• [WHAT TO PRODUCE]:
Where the string "this" occurs in the material below, report the whole line.
>>>>>
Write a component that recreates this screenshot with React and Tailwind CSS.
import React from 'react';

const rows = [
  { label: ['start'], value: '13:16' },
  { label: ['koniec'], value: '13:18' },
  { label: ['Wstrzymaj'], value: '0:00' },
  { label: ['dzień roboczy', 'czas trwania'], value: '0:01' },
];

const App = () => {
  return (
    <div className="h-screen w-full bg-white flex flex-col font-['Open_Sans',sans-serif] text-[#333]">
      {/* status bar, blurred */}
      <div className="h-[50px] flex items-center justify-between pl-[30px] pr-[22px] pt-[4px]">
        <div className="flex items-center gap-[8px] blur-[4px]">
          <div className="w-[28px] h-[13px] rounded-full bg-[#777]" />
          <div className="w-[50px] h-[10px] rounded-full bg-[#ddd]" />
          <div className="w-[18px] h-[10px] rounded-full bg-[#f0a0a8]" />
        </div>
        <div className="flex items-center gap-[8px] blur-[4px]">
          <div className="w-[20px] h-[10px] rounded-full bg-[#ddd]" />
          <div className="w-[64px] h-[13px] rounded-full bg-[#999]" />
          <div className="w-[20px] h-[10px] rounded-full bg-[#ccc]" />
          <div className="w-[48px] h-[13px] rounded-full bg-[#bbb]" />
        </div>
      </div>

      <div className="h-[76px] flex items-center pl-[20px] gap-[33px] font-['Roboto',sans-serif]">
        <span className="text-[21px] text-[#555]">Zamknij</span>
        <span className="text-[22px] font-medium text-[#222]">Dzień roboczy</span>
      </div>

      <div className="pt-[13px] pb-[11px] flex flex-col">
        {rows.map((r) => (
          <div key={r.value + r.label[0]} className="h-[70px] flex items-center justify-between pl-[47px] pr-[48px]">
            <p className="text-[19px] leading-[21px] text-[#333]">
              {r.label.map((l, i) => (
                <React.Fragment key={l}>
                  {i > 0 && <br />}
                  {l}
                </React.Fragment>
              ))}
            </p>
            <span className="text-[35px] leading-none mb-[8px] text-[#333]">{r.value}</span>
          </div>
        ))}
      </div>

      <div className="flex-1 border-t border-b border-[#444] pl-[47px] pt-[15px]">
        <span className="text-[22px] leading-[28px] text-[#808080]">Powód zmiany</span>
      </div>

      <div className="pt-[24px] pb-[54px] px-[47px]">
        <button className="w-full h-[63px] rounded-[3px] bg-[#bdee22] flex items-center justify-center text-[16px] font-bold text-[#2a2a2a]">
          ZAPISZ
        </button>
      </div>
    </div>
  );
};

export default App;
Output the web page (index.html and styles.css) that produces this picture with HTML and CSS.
<<<<<
• [OUTPUT]:
Write a component that recreates this screenshot with React and Tailwind CSS.
Output the web page (index.html and styles.css) that produces this picture with HTML and CSS.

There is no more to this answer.